Coleman’s style, on the other hand, is full of vigor and conviction, the urban, sociable modernism that grew after World War II. She has passionate and sincere things to say—in her own words the concerto “is centered on honoring and reflecting upon the Great Migration and the Harlem Renaissance”—but she doesn’t get lost in arguing specificity. The concerto, in three-movements based on the baroque origins of the tradition, is full of drama and trusts the listener to feel a sense of meaning without telling them what to feel.

The opening is moody, ringing percussion underneath a muted trumpet that has fragmented lines that seem to struggle with articulation in a way that is eloquent. It’s echoed by off-stage brass, and has a rich, noir feel. As colorful as everything else on this program, the music was deeply atmospheric because of the sense of expression, not just instrumental techniques.

With a combination of tonal harmonies, forward-moving rhythms, and a great sense of pace and form, the music leapt from the orchestra. The playing felt inspired, Bernstein-esque moments of physical pleasure kept pressing forward. This was the sound of music that comes from lived experience, and of musicians finding the driving power and inspiration from that.This is a piece that every American orchestra should play. Even with a first hearing, one felt that the performance was skillful and true to the music, as with the Ravel. 

This was also true for the fabulous La Mer. Nézet-Séguin can be over-energized and sometimes obliterate the music before him, but this performance was measured to perfection, everything on the quiet side until the most eruptive moments of the first and third movements.

Dynamics were supple, and there was a great sensuousness to the playing. Colors were perfect, and each orchestral detail was clear—things like rhythmic phrasing in the second violins and violas were completely transparent—but nothing was bogged down in mere examination. Orchestral timbres in the “Jeux de vagues” were gorgeous. In the “Dialogue du vent et de la mer,” the orchestra produce a kind of shining, flowing, liquid sound that seemed to pull away from the instruments and carrying the whole ensemble forward, like a raft on which they sat. One has never heard anything like it in concert before, and it was thrilling beyond description.

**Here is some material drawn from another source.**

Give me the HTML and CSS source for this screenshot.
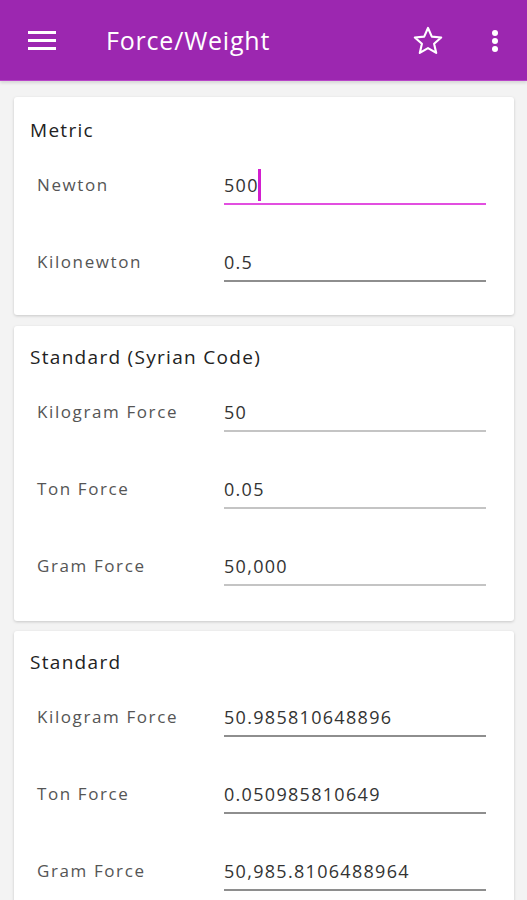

The Met Orchestra, Yannick Nézet-Séguin, and soprano Lisette Oropesa perform music of Jessie Montgomery, Mozart, and Brahms, 8 p.m., June 11 Carnegie Hall. carnegiehall.org


One Response to “Supreme Coleman, Ravel and Debussy make a memorable Philly Orchestra season finale”

  1. Posted Jun 02, 2024 at 9:26 am by Gary Armbrister

    I heard the concert and agree with Mr. Grella on all but the Coleman piece. Perhaps my ears are faulty, but I could find nothing in her piece except what he complains about in other contemporary music: instrumental sonorities and amiable eclecticism which ends up saying nothing. I found it empty, and the contrast with such an extraordinary masterpiece like “La Mer” which followed it made me embarrassed for the composer.

    I have liked other Coleman pieces, but this one had nothing to say, at least to me. Amorphous. Perhaps a second or third hearing might change my mind, but, in this case, I doubt it.